Bu kapsamda iki müdürün soruşturmasında neler olup bittiğine baktım. Ankara DGM savcısının Adil Serdar Saçan’a yönelik soruları şöyle:
“Siz sanıklardan Erol Kohen’i tanır mısınız? Antalya’ya giderken uçak biletinizi o mu aldı? Ona yelek yaptırdınız mı? Sizin telefon paralarınızı ödediğine dair bir yazılı kağıt var, doğru mu?”
Yanıtlar şöyle:
“Erol Kohen’i emniyette tanıdığı diğer müdürler aracılığıyla tanıdım. Ayrıca ağabeyi tanınmış bir göz doktorudur, bu nedenle abisiyle de samimi oldum. Hatta bazı memurların göz ameliyatlarını parasız olarak ona yaptırdım. Antalya’da bir seminere giderken paramız çıkışmadı o sırada yanımızdaydı, uçak biletlerinin eksik kalan parasını verdi. Sonra geri ödemesini yaptım. Kendisinden sorabilirsiniz. Yavru kurt köpeğimin bakımıyla ilgili sohbet ettik. Bana bakımın nasıl olacağını anlattı. Ben zaman zaman kendisine telefonla bakım konusunda sorular sordum. Telefon paramı ödemedi. Toplam 210 milyon lira olan ve üç telefonuma ait olduğunu öne sürdüğünüz faturaları o ödemedi. Bu konudaki belgelerin ibrazını istiyorum. Yelekleri kendisine yaptırdık. Şu an bu 35 yelek emniyet emanetindedir.

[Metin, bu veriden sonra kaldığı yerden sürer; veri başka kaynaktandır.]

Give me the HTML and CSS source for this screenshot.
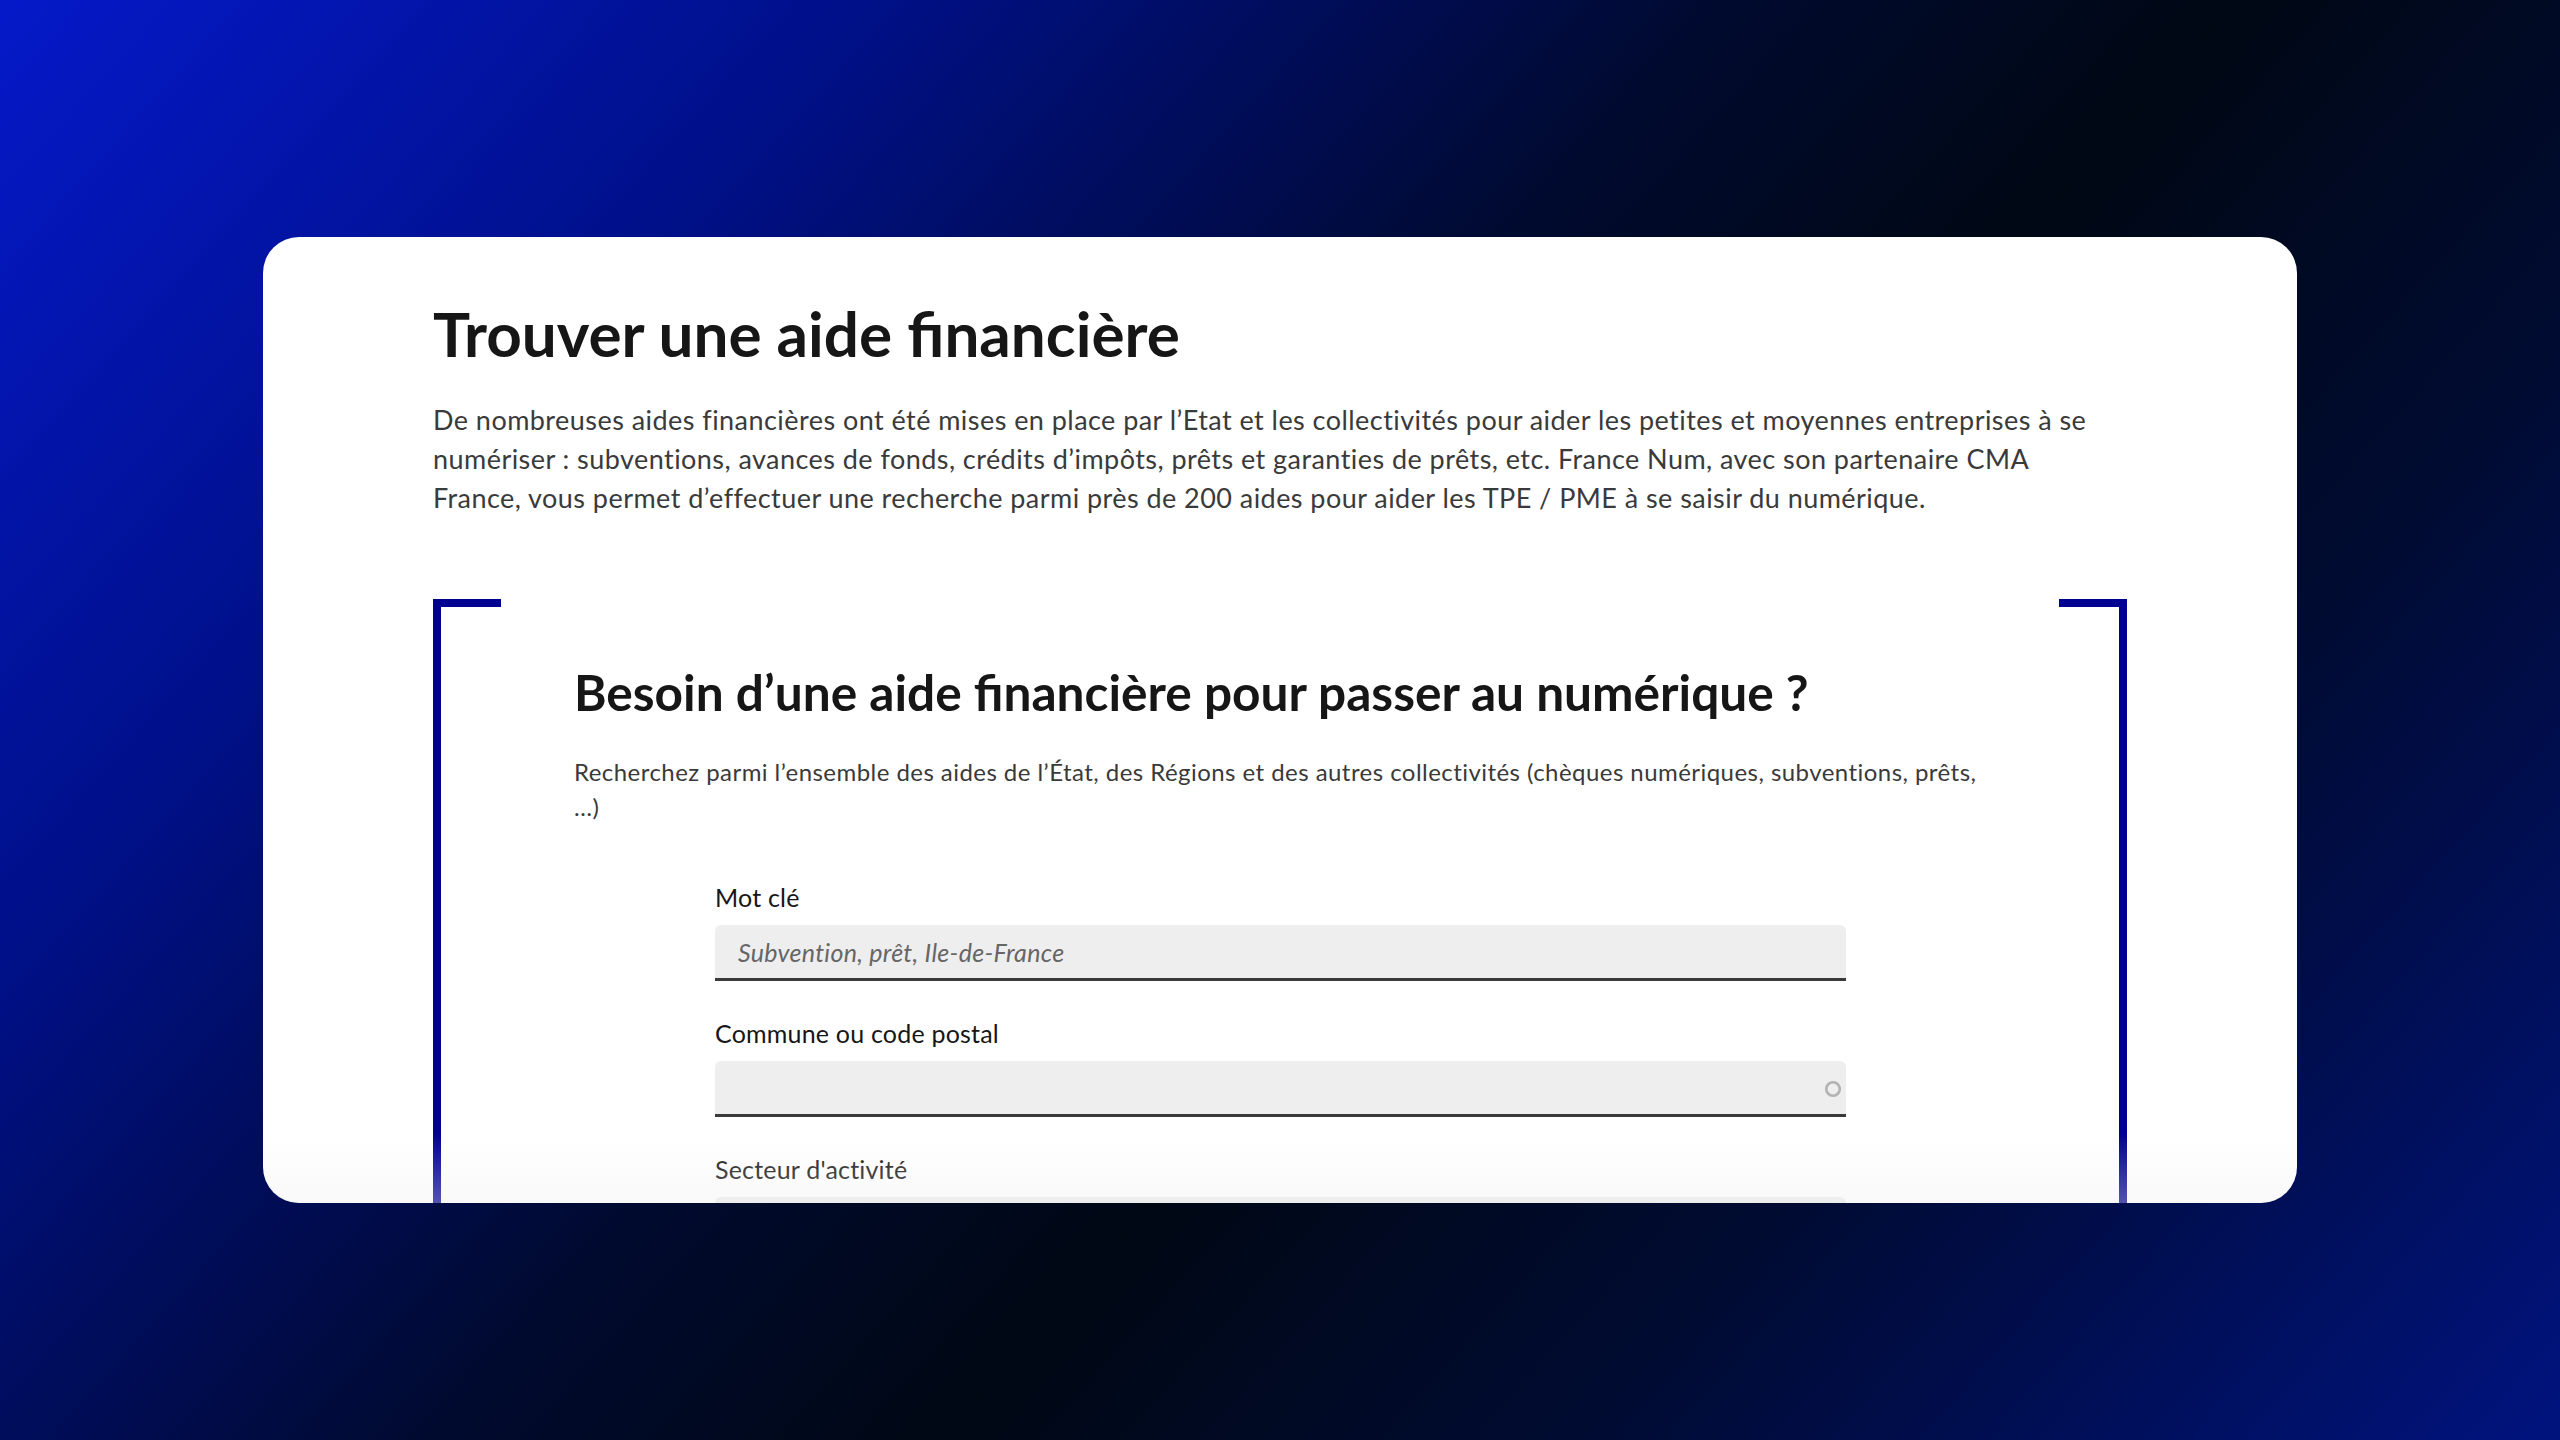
FILE: index.html
```html
<!DOCTYPE html>
<html lang="fr">
<head>
<meta charset="utf-8">
<title>Trouver une aide financière</title>
<link rel="stylesheet" href="styles.css">
</head>
<body>
<div class="stage">
  <main class="card">
    <h1 class="title">Trouver une aide financière</h1>
    <p class="intro">De nombreuses aides financières ont été mises en place par l’Etat et les collectivités pour aider les petites et moyennes entreprises à se<br>numériser : subventions, avances de fonds, crédits d’impôts, prêts et garanties de prêts, etc. France Num, avec son partenaire CMA<br>France, vous permet d’effectuer une recherche parmi près de 200 aides pour aider les TPE / PME à se saisir du numérique.</p>
    <section class="finder">
      <h2 class="finder-title">Besoin d’une aide financière pour passer au numérique ?</h2>
      <p class="finder-text">Recherchez parmi l’ensemble des aides de l’État, des Régions et des autres collectivités (chèques numériques, subventions, prêts,<br>…)</p>
      <form class="form">
        <div class="field">
          <label class="label" for="kw">Mot clé</label>
          <input class="input" id="kw" type="text" placeholder="Subvention, prêt, Ile-de-France">
        </div>
        <div class="field">
          <label class="label" for="city">Commune ou code postal</label>
          <div class="input-wrap">
            <input class="input" id="city" type="text">
            <svg class="spinner" viewBox="0 0 20 20" width="18" height="18" aria-hidden="true"><circle cx="10" cy="10" r="7.5" fill="none" stroke="#b3b3b3" stroke-width="3"/></svg>
          </div>
        </div>
        <div class="field">
          <label class="label" for="sector">Secteur d'activité</label>
          <input class="input" id="sector" type="text">
        </div>
      </form>
    </section>
  </main>
</div>
</body>
</html>
```
FILE: styles.css
```css
* { box-sizing: border-box; }
html, body { margin: 0; padding: 0; }
body { font-family: Lato, "Noto Sans", sans-serif; }

.stage {
  width: 2560px;
  height: 1440px;
  display: flex;
  align-items: center;
  justify-content: center;
  background: linear-gradient(132deg, #0519c9 0%, #00108a 22%, #000a2e 45%, #000814 58%, #000b33 75%, #00137e 100%);
}

.card {
  position: relative;
  width: 2034px;
  height: 966px;
  background: #ffffff;
  border-radius: 36px;
  overflow: hidden;
  padding: 61px 170px 0;
}
.card::after {
  content: "";
  position: absolute;
  left: 0; right: 0; bottom: 0;
  height: 70px;
  background: linear-gradient(rgba(255,255,255,0), rgba(238,238,238,0.35));
  pointer-events: none;
}

.title {
  margin: 0;
  font-weight: 700;
  font-size: 62px;
  line-height: 70px;
  color: #161616;
}

.intro {
  margin: 32px 0 0;
  font-size: 27px;
  letter-spacing: 0.45px;
  line-height: 39px;
  color: #3a3a3a;
  white-space: nowrap;
}

.finder {
  position: relative;
  margin-top: 82px;
  border-left: 8px solid #000091;
  border-right: 8px solid #000091;
  padding: 65px 136px 0 133px;
  min-height: 900px;
}
.finder::before,
.finder::after {
  content: "";
  position: absolute;
  top: 0;
  width: 68px;
  height: 8px;
  background: #000091;
}
.finder::before { left: -8px; }
.finder::after { right: -8px; }

.finder-title {
  margin: 0;
  font-weight: 700;
  font-size: 49.6px;
  line-height: 56px;
  color: #161616;
}

.finder-text {
  margin: 34px 0 0;
  font-size: 24px;
  letter-spacing: 0.45px;
  line-height: 35px;
  color: #3a3a3a;
  white-space: nowrap;
}

.form {
  width: 1131px;
  margin: 55px 0 0 141px;
  display: flex;
  flex-direction: column;
  gap: 34px;
}

.label {
  display: block;
  font-size: 25px;
  letter-spacing: 0.2px;
  line-height: 36px;
  color: #161616;
  margin-bottom: 10px;
}

.input-wrap { position: relative; }

.input {
  display: block;
  width: 100%;
  height: 56px;
  border: 0;
  border-bottom: 3px solid #3a3a3a;
  border-radius: 6px 6px 0 0;
  background: #eeeeee;
  padding: 0 23px;
  font-family: Lato, "Noto Sans", sans-serif;
  font-size: 25px;
  letter-spacing: 0.3px;
  color: #161616;
  outline: none;
}
.input::placeholder {
  color: #666666;
  font-style: italic;
  opacity: 1;
}

.spinner {
  position: absolute;
  right: 4px;
  top: 19px;
}
```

Erol Kohen’in beni suçlayan ifadesi var mıdır? (Savcı yok yanıtını veriyor) Benim ne Kohen ile ilgili suçlamalarla, ne de operasyona dönük olgularla ilgili bir bilgim yoktur.”

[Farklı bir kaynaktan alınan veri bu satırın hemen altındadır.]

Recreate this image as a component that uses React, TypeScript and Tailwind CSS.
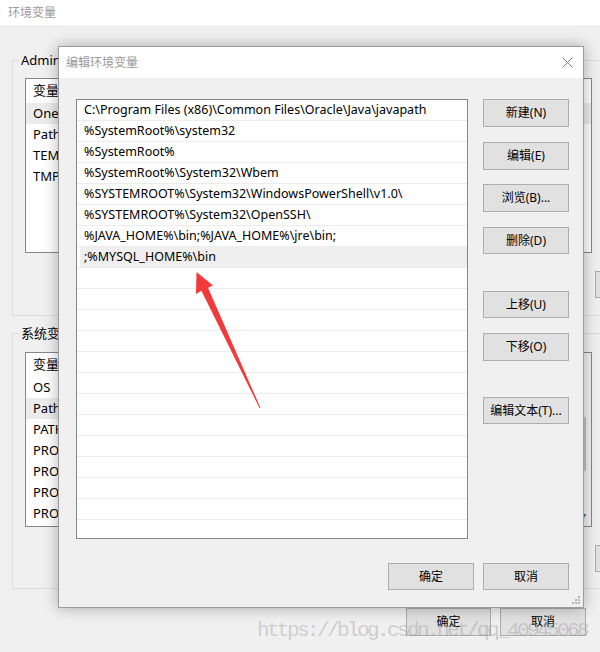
import React from "react";

const paths = [
  "C:\\Program Files (x86)\\Common Files\\Oracle\\Java\\javapath",
  "%SystemRoot%\\system32",
  "%SystemRoot%",
  "%SystemRoot%\\System32\\Wbem",
  "%SYSTEMROOT%\\System32\\WindowsPowerShell\\v1.0\\",
  "%SYSTEMROOT%\\System32\\OpenSSH\\",
  "%JAVA_HOME%\\bin;%JAVA_HOME%\\jre\\bin;",
  ";%MYSQL_HOME%\\bin",
];

const userVars = ["One", "Path", "TEM", "TMP"];
const sysVars = ["OS", "Path", "PATH", "PRO", "PRO", "PRO", "PRO"];

export default function App() {
  const rows = [...paths, ...Array(14).fill("")];

  return (
    <div className="relative h-[652px] w-[600px] overflow-hidden bg-[#f0f0f0] font-['Noto_Sans','Noto_Sans_CJK_SC',sans-serif] text-[12px] text-black">
      {/* background window */}
      <div className="flex h-[25px] items-center bg-white pl-[8px] text-[12px] text-[#9a9a9a]">
        环境变量
      </div>

      <div className="pl-[12px]">
        <fieldset className="-mr-[30px] mt-[27px] border border-[#dcdcdc] pb-[17px] pl-[12px]">
          <legend className="-ml-[6px] px-[2px] text-[13px] leading-[16px]">
            Administrator 的用户变量
          </legend>
          <div className="mt-[10px] h-[175px] w-[567px] border border-[#828790] bg-white text-[13px]">
            <div className="flex h-[24px] items-center pl-[7px]">变量</div>
            {userVars.map((v, i) => (
              <div
                key={i}
                className={`flex h-[21px] items-center pl-[7px] ${i === 0 ? "bg-[#ececec]" : ""}`}
              >
                {v}
              </div>
            ))}
          </div>
          <div className="mt-[18px] pl-[570px]">
            <WinButton className="h-[27px] w-[86px]">删除(L)</WinButton>
          </div>
        </fieldset>

        <fieldset className="-mr-[30px] mt-[9px] border border-[#dcdcdc] pb-[16px] pl-[12px]">
          <legend className="-ml-[6px] px-[2px] text-[13px] leading-[16px]">系统变量(S)</legend>
          <div className="mt-[11px] flex h-[175px] w-[567px] border border-[#828790] bg-white text-[13px]">
            <div className="flex-1">
              <div className="flex h-[24px] items-center pl-[7px]">变量</div>
              {sysVars.map((v, i) => (
                <div
                  key={i}
                  className={`flex h-[21px] items-center pl-[7px] ${i === 1 ? "bg-[#ececec]" : ""}`}
                >
                  {v}
                </div>
              ))}
            </div>
            <div className="flex w-[17px] flex-col items-center bg-[#f0f0f0]">
              <div className="mt-[64px] h-[54px] w-[7px] bg-[#c2c2c2]" />
              <div className="mt-auto mb-[5px] text-[8px] leading-none text-[#606060]">▼</div>
            </div>
          </div>
          <div className="mt-[18px] pl-[570px]">
            <WinButton className="h-[27px] w-[86px]">删除(D)</WinButton>
          </div>
        </fieldset>

        <div className="mt-[19px] flex justify-end gap-[9px] pr-[14px]">
          <WinButton className="h-[28px] w-[85px]">确定</WinButton>
          <WinButton className="h-[28px] w-[86px]">取消</WinButton>
        </div>
      </div>

      {/* edit dialog */}
      <div className="absolute left-[58px] top-[46px] flex h-[562px] w-[526px] flex-col border border-[#9c9c9c] bg-[#f0f0f0] shadow-[0_0_14px_rgba(0,0,0,0.3)]">
        <div className="flex h-[31px] items-center justify-between bg-white pl-[7px] pr-[10px]">
          <span className="text-[12px] text-[#9a9a9a]">编辑环境变量</span>
          <svg width="11" height="11" viewBox="0 0 11 11">
            <path d="M0.5 0.5 L10.5 10.5 M10.5 0.5 L0.5 10.5" stroke="#7a7a7a" strokeWidth="1" />
          </svg>
        </div>

        <div className="flex flex-1 flex-col pb-[17px] pl-[17px] pr-[14px] pt-[21px]">
          <div className="flex">
            <div className="h-[440px] w-[392px] overflow-hidden border border-[#828790] bg-white text-[12.5px]">
              {rows.map((text, i) => (
                <div key={i} className="h-[21px] border-b border-[#ececec] pl-[3px]">
                  <div
                    className={`flex h-full items-center pl-[4px] ${i === 7 ? "bg-[#efefef]" : ""}`}
                  >
                    {text}
                  </div>
                </div>
              ))}
            </div>

            <div className="ml-[15px] flex flex-col">
              <WinButton className="h-[28px] w-[86px]">新建(N)</WinButton>
              <WinButton className="mt-[15px] h-[28px] w-[86px]">编辑(E)</WinButton>
              <WinButton className="mt-[14px] h-[28px] w-[86px]">浏览(B)...</WinButton>
              <WinButton className="mt-[15px] h-[27px] w-[86px]">删除(D)</WinButton>
              <WinButton className="mt-[37px] h-[27px] w-[86px]">上移(U)</WinButton>
              <WinButton className="mt-[15px] h-[28px] w-[86px]">下移(O)</WinButton>
              <WinButton className="mt-[36px] h-[27px] w-[86px]">编辑文本(T)...</WinButton>
            </div>
          </div>

          <div className="mt-[24px] flex justify-end gap-[9px]">
            <WinButton className="h-[27px] w-[86px]">确定</WinButton>
            <WinButton className="h-[27px] w-[86px]">取消</WinButton>
          </div>
        </div>

        {/* size grip */}
        <svg className="absolute bottom-[2px] right-[2px]" width="9" height="9" viewBox="0 0 9 9">
          <rect x="6" y="0" width="2" height="2" fill="#b4b4b4" />
          <rect x="3" y="3" width="2" height="2" fill="#b4b4b4" />
          <rect x="6" y="3" width="2" height="2" fill="#b4b4b4" />
          <rect x="0" y="6" width="2" height="2" fill="#b4b4b4" />
          <rect x="3" y="6" width="2" height="2" fill="#b4b4b4" />
          <rect x="6" y="6" width="2" height="2" fill="#b4b4b4" />
        </svg>
      </div>

      {/* red annotation arrow */}
      <svg
        className="pointer-events-none absolute left-0 top-0"
        width="600"
        height="652"
        viewBox="0 0 600 652"
      >
        <polygon
          points="196.5,272 213,285.5 208,287.8 260.5,408 259.5,408 201.4,290.8 196,294"
          fill="#f23a3a"
        />
      </svg>

      {/* watermark */}
      <div className="pointer-events-none absolute left-[257px] top-[620px] font-['Liberation_Mono',monospace] text-[21px] leading-none tracking-[-2.6px] text-[rgba(150,150,150,0.4)]">
        https://blog.csdn.net/qq_40945068
      </div>
    </div>
  );
}

function WinButton({ children, className = "" }: { children: React.ReactNode; className?: string }) {
  return (
    <div
      className={`flex shrink-0 items-center justify-center border border-[#adadad] bg-[#e1e1e1] text-[12px] text-black ${className}`}
    >
      {children}
    </div>
  );
}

Saçan, savcının yanından ayrılırken sormuş, “Bana neden gazetelerdeki ev ve arabaları sormadınız?” Savcı Hamza Keleş yanıt vermiş: “Sizinle ilgili böyle bir suçlama yok da o yüzden sormadım.”
İyi ama hani evler alınmıştı, arabalar alınmıştı. Hatta bu iki müdür mevcutlu olarak Ankara’ya getirtilecekti! Ne oldu bunlara? Bunca linç canını, dişine takıp çabalayan ve savunmasız kaldıkları varsayılarak üzerlerine gidilen iki memur için uygun düşmüş müdür? Buna yol açanlar şimdi ne yapacaklar?

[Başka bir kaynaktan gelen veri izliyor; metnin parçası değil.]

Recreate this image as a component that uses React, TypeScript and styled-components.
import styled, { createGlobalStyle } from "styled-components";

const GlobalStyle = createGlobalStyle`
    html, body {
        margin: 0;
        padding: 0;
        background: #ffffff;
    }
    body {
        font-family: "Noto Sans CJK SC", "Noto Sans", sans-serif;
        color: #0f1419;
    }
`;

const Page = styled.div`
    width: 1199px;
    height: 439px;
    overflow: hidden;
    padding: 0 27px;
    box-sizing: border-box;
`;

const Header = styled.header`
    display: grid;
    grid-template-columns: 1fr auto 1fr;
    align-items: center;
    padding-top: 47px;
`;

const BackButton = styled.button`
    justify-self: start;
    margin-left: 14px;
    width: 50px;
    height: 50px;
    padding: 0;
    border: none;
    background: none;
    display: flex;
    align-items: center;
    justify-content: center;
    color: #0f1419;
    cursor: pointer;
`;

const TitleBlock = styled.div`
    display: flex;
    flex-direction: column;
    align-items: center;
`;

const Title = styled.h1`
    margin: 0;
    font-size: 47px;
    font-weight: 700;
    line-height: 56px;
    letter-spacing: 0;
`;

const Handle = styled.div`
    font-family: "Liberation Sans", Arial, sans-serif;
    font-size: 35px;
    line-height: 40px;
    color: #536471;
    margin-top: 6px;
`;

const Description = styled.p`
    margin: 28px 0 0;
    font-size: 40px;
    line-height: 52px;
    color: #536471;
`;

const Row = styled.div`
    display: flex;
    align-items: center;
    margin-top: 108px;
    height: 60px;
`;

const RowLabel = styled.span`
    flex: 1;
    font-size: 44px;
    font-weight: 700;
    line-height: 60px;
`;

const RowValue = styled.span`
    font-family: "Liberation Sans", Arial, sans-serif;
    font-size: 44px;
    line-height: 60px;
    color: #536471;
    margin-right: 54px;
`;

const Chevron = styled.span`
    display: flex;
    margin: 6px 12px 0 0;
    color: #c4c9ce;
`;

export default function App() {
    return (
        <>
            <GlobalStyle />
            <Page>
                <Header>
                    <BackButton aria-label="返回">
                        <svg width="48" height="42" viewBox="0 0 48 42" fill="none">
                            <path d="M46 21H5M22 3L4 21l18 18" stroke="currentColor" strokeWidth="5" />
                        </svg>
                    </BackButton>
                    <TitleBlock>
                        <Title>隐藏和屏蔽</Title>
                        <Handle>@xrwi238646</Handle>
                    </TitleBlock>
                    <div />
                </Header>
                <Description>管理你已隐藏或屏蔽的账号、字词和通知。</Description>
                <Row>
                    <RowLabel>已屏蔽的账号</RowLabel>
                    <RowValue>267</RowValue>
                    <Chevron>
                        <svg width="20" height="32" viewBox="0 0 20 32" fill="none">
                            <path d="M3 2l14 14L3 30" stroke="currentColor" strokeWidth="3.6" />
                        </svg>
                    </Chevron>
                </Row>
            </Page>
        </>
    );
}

Olmayan ifadelerin sorgusu
Gelelim Ayhan Mimaroğlu’na. Savcı ona şunları sormuş:
“Erol Kohen’i tanır mısınız? Telefon paranızı ödettiniz mi? Antalya uçak biletinizi aldı mı? Kohen’in davetlerine katıldınız mı?”
Yanıt şöyle:
“Erol Kohen’i tanırım, samimiyimdir. Ama onu tutuklayan da bizzat benim. Ofisini arayan ve bugün elinizde bulunan bütün dokümanları sağlayan benim. Benim devletin verdiği telefondan başka hiçbir telefonum yoktur. Telefon paramı ödememiştir. Söylediğiniz numara bana ait değildir. Ben trilyonlara imza atıyorum, telefon paramı devlet ödemektedir. Kendisini iyi ve düzgün insanlarla birlikte tanıdım. Soruşturmaya kadar da iyi bir insan olarak biliyordum. Bu tür olaylarından haberim yoktur. Antalya’ya bir seminere giderken uçak bileti paramı ödedi. Ama sonra kendisine ödedim. Arkadaşımızdı çünkü. Ama olayla ilgili bilgi sahibi olunca tutuklamayı da araştırmayı da ben yaptım. Suçlu babam da olsa tutuklarım. Arkadaşım da olsa fark etmez. Bizim Kohen ile ilişkimiz onu temiz bir insan olarak bilmemizden dolayıdır. Olaylar sonradan ortaya çıkmıştır. Gereği de yapılmıştır.”
Aldığı iddia edilen evler ve arabalar konusunda da Mimaroğlu’na soru yöneltmemiş savcı.
Olmayan ifadeleri var edenlerin, görevden alınsın nutukları atanların amaçları ne ola ki? Sakın Recep Tayyip Erdoğan ile Albayrak kardeşlerin soruşturmalarında gelinen nokta olmasın. Burnuma komplo kokuları geliyor.